**** Raw records ****

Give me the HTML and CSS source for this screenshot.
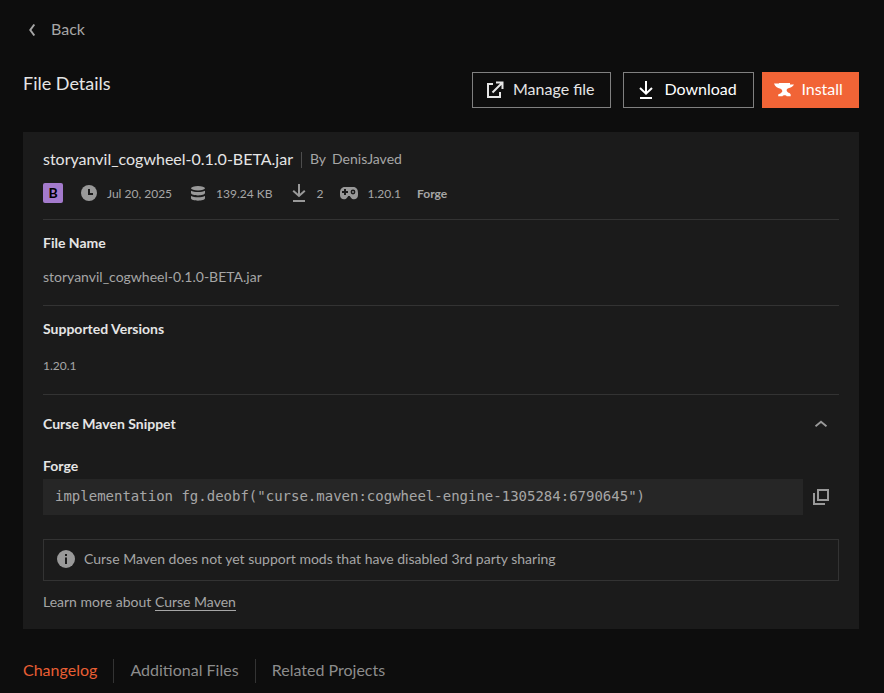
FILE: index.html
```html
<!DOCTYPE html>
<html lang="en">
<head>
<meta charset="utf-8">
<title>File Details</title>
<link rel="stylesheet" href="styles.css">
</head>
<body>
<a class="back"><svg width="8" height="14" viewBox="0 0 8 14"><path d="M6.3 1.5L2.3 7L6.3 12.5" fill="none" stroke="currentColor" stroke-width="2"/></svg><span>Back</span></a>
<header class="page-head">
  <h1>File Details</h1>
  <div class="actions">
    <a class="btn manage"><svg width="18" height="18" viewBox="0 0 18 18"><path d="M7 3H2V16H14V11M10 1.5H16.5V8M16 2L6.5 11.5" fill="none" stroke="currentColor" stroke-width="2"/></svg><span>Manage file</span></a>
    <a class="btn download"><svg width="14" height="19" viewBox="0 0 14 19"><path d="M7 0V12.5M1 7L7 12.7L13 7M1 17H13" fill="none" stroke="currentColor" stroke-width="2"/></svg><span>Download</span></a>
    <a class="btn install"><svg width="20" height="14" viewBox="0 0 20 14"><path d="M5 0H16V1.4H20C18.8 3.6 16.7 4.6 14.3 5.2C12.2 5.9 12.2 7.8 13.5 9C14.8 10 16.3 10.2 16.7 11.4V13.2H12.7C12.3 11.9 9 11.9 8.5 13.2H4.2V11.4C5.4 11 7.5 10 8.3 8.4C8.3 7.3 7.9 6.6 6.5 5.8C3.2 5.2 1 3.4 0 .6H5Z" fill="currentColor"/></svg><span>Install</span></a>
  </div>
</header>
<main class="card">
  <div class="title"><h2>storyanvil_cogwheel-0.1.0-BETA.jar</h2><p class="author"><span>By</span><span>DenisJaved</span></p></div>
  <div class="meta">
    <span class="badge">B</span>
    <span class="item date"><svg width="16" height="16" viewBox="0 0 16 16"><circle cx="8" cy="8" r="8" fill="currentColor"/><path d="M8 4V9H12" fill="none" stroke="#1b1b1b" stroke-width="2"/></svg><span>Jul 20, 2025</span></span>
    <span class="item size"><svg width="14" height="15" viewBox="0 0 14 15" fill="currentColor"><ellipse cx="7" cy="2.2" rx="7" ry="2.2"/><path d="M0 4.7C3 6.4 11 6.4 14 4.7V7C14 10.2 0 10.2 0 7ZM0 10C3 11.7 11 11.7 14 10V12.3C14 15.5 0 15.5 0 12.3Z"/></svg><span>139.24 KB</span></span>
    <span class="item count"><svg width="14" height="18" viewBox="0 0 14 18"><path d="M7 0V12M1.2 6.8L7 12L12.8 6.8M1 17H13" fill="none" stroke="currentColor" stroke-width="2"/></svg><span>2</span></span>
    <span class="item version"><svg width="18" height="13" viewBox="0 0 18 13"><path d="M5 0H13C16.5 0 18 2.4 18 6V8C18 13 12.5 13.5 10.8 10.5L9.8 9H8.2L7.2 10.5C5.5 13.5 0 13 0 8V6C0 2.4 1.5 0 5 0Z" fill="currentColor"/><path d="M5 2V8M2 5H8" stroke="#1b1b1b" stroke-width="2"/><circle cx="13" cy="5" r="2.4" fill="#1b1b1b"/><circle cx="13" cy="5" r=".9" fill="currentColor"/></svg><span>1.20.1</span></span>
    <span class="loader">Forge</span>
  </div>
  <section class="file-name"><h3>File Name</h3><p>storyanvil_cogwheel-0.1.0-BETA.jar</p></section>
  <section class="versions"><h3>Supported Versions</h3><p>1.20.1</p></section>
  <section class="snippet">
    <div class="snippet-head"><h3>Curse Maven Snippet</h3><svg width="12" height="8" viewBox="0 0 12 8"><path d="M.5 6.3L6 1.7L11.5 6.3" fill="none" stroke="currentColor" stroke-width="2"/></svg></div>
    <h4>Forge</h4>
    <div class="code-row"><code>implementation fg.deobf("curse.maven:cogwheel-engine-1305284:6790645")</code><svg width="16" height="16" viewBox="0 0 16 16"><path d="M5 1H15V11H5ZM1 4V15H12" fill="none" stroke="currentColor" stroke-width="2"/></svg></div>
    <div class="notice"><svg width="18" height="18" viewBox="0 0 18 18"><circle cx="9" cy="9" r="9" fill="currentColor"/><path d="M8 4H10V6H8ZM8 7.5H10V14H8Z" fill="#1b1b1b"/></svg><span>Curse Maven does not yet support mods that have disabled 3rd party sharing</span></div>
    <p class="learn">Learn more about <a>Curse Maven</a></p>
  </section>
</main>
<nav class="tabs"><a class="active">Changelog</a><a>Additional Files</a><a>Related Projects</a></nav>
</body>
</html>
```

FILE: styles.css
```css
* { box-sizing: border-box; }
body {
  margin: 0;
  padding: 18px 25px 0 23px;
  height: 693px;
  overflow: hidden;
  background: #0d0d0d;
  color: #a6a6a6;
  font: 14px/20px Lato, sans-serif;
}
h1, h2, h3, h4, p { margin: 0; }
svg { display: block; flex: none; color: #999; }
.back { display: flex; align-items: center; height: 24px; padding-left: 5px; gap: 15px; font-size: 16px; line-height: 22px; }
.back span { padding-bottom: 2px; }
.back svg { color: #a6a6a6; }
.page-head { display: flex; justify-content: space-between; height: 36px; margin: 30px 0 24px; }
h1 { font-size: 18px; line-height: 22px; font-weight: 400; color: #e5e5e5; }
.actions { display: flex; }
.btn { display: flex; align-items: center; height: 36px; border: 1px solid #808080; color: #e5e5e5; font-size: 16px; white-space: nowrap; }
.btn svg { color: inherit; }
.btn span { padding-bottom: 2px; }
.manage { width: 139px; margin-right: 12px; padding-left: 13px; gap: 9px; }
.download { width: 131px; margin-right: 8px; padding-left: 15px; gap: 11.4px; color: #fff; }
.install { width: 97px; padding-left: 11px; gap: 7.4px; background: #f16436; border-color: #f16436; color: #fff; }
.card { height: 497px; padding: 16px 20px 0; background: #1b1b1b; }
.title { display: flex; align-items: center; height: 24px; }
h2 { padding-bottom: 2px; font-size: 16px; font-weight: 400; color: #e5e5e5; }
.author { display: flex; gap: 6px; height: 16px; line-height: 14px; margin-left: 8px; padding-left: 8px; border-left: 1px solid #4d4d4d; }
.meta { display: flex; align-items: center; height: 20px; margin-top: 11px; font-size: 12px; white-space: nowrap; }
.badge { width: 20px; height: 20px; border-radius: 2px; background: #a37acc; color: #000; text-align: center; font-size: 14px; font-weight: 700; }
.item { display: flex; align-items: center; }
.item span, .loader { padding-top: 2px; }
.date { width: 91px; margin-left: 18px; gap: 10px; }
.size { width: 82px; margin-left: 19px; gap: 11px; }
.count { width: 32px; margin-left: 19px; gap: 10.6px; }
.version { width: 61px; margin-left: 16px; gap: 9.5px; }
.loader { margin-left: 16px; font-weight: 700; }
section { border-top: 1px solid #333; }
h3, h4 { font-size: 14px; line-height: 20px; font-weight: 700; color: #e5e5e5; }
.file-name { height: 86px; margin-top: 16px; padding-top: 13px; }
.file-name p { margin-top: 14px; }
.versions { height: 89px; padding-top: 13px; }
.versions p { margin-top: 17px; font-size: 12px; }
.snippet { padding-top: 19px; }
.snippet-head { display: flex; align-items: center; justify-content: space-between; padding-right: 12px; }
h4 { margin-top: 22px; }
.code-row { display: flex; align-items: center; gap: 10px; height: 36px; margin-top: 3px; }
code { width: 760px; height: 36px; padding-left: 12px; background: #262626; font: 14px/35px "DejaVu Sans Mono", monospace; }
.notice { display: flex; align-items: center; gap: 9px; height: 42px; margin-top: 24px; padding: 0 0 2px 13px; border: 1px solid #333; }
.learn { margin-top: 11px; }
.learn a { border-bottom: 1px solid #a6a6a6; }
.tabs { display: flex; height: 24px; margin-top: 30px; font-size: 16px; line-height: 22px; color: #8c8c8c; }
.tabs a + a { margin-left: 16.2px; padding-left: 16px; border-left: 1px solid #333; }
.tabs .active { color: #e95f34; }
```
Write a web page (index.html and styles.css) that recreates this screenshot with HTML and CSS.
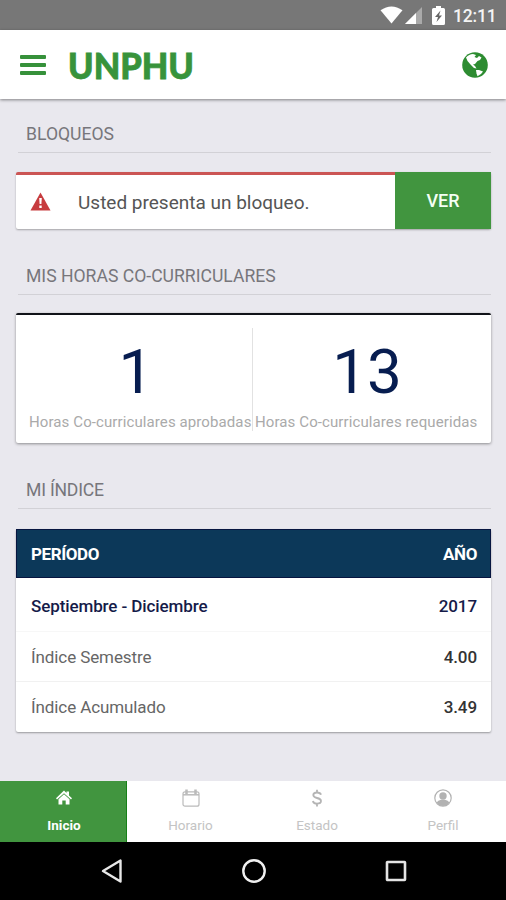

****

▶ _Given task_
Find each line with the string "index" and copy it out.

▶ _The output_
FILE: index.html
Write a web page (index.html and styles.css) that recreates this screenshot with HTML and CSS.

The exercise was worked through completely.